Feature #7: “3 dimensional charts. Can you have a 3rd dimension, such as a size of a bubble on an XY axis?”
Response: Simply asking a vendor if his products support 3-D displays is the wrong question. 3-D pie charts, bar graphs, and line graphs are almost never useful. Most implementations of 3D in so-called data visualization products are either entirely gratuitous and thus distracting, or far too difficult to read. The example that Evelson gave, however–the ability to add a third quantitative variable to a scatterplot by allowing the data points to vary in size to represent a third quantitative variable–is actually useful, assuming the vendor designs this feature properly. That’s a big assumption.
Feature #8: “Can you have microcharts (aka trellis) — a two dimensional chart embedded in each row or cell on a grid?”
Response: Evelson is onto something here, but he seems a bit confused about the terms. “Microcharts” is the name of an Excel add-in product from Bonavista Systems. A microchart is a small chart, such as a sparkline or a bullet graph, which conveys rich information in a small amount of space, such as in a single spreadsheet cell. A “trellis” display, what Edward Tufte has been calling “small multiples” for many years, is something quite different. It is a series of charts that breaks a data set into logical subsets, each with the same quantitative scale, arranged within eye span on a single screen or page, for the purpose of making comparisons between the charts. For example, if the correlation between the number of sales contacts and sales revenues for 500 customers and 20 separate products would be too cluttered and complex if displayed in a single scatterplot, we might be able to solve this problem by creating a trellis display of 20 scatterplots, one per product.
Feature #9: “Can you do contextual or gestural (not instrumented, not pushing buttons, or clicking on tabs) manipulation of visualization objects, as in video games or iPhone like interface?”
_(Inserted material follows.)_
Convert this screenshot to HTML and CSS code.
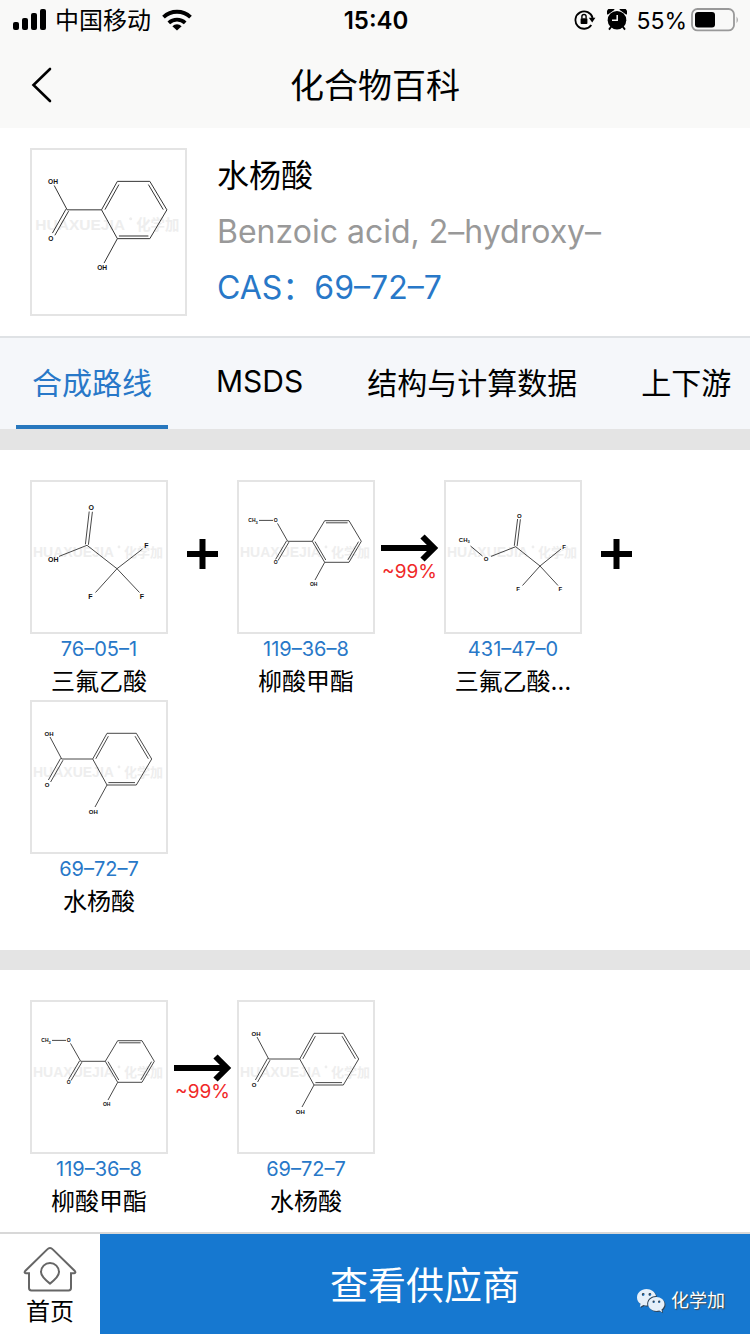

Response: Evelson might be getting at something useful here, but he hasn’t distinguished the gratuitous video game-like interactions that have become all too common in many so-called data visualization products from useful interactions that are needed to uncover meanings that live in our data, which only a few products actually support. For data exploration and analysis, it’s quite useful to interact with visualizations of data directly to change the nature of the display in pursuit of meaning, such as to sort or filter data. For instance, rather than using a separate control or dialog box to remove outliers in a scatterplot, it’s useful to be able to grab them with the mouse (or with your finger on a touch screen) and simple throw them away.
Feature #10: “Is the data that is being analyzed
a) Pulled on demand from source applications?
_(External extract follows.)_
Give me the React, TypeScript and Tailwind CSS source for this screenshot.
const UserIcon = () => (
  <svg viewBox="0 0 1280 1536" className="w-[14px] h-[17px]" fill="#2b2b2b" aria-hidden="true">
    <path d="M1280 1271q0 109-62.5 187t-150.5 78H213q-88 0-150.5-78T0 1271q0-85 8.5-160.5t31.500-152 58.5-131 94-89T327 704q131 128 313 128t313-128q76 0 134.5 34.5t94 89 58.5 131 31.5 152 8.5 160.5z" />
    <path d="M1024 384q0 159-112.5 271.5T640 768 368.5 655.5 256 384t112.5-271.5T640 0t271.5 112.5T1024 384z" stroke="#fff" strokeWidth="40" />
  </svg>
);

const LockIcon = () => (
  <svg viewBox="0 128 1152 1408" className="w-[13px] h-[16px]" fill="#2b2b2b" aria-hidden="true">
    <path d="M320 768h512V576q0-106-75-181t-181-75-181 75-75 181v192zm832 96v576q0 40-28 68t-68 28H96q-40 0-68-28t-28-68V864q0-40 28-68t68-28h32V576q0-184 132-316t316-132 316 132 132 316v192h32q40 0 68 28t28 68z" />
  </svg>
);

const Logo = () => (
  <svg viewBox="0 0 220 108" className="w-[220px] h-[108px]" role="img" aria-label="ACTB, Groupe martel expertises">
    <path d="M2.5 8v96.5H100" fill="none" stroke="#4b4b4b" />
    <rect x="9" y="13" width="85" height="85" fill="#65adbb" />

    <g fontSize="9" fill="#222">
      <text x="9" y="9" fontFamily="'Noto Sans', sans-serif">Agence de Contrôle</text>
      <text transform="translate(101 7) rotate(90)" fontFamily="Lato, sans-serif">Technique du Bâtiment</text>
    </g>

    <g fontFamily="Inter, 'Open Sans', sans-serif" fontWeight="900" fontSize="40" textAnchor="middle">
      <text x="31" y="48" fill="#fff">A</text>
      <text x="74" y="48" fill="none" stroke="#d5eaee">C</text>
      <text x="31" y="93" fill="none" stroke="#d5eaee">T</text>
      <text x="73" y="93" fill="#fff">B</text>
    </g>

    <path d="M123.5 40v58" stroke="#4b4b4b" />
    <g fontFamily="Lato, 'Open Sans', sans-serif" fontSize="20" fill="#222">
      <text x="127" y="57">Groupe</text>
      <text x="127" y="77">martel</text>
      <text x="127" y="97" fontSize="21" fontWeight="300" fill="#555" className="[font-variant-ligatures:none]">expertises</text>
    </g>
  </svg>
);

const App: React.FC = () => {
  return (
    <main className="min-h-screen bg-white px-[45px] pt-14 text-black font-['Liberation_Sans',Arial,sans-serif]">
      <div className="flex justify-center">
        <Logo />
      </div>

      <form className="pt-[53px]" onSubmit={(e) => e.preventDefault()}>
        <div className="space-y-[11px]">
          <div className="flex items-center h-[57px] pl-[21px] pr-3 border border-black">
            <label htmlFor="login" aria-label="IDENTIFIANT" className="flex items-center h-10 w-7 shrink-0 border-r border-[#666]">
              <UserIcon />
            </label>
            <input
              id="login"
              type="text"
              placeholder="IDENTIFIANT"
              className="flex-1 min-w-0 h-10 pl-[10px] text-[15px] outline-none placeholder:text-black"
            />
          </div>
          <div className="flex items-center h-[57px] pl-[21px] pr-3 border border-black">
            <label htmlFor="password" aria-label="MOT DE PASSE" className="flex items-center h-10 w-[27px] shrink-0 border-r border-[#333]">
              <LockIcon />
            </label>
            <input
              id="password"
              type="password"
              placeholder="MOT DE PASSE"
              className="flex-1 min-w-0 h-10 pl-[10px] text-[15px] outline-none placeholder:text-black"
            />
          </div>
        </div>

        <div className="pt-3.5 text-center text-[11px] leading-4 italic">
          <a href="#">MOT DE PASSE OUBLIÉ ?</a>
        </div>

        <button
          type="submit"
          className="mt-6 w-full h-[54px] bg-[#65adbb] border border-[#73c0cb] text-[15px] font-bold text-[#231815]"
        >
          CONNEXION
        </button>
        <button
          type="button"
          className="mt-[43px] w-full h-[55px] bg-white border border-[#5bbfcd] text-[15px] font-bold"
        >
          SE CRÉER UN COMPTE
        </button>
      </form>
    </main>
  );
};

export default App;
b) Stored in an intermediary DBMS
c) Stored in memory? This last one has a distinct advantage of being much more flexible. For example, you can instantaneously reuse element as a fact or a dimension, or you can build aggregates or hierarchies on the fly.”
Response: What really matters is not where the information is stored, but how easily, flexibly, and rapidly we can access and interact with the data that we need. How this is accomplished technically needn’t concern us as long as it works.
Feature #11: “Is there a BAM-like operational monitoring functionality where data can be fed into the visualization in real time?”
Response: When real-time data updates are needed, this is a useful feature, but few data visualization solutions require real-time updates.
Feature #12: “In addition to historical analysis, does visualization incorporate predictive analytics components?”
Response: This is indeed useful, but what many vendors call “predictive analytics” are neither predictive nor analytical. Rather than simply asking vendors if they support predictive analytics (you will never get a “No” answer to this question), we should questions such as: “Can the software be used to build effective predictive models (that is, those that are statistically robust) that allow us to not only determine the probability of particular results under particular conditions, but also to see, understand, and therefore reason about the interactions between variables that contribute to that result?”
Feature #13: “Portal integration. If you have to deliver these visualizations via a portal (SharePoint, etc) do these tools have out of the box portal integration or do you need to customize.”
Response: Generic portal integration isn’t important. If you use a particular portal product and you need the analytics tools to integrate with it, then this specific requirement might be useful to you. This should not, however, be a reason to reject an otherwise effective data visualization solution. There are so few good solutions to choose from today, don’t let someone in your IT department turn away the one that’s useful to you because it doesn’t integrate neatly into your organization’s portal.
At the end of his list of features, Evelson asked, “What did I miss?” I appreciate his openness to suggestions. More than what he missed, however, I’m concerned about the features that he included that are either unimportant or that in some cases actually undermine data visualization.
Fundamentally, Evelson missed the opportunity to assess the effectiveness of data visualization solutions. Lists of features–even good ones–fail to do this. Another fundamental problem is that his list lumps all data visualization solutions together, as if every purpose for which data visualization might be used requires the same functionality. This is far from the truth. Uses of visualization for monitoring, analysis, or communication, although they share much in common, require many distinct features as well. When shopping for data visualization software, you must first know what you plan to accomplish with it and then determine the features that are specifically required for that purpose. Unless you’re planning to use a single tool for all purposes, you won’t need everything that a data visualization solution could possibly offer.
Evelson is but one of many people that organizations erroneously trust for critical advice. Regarding data visualization, he lacks the expertise that’s required and legitimately expected. Anyone who sets himself up as an adviser–especially one that organizations pay for dearly–ought to develop deep expertise in the subject matter. Before we can shop effectively for technology, we must first shop effectively for reliable sources of advice.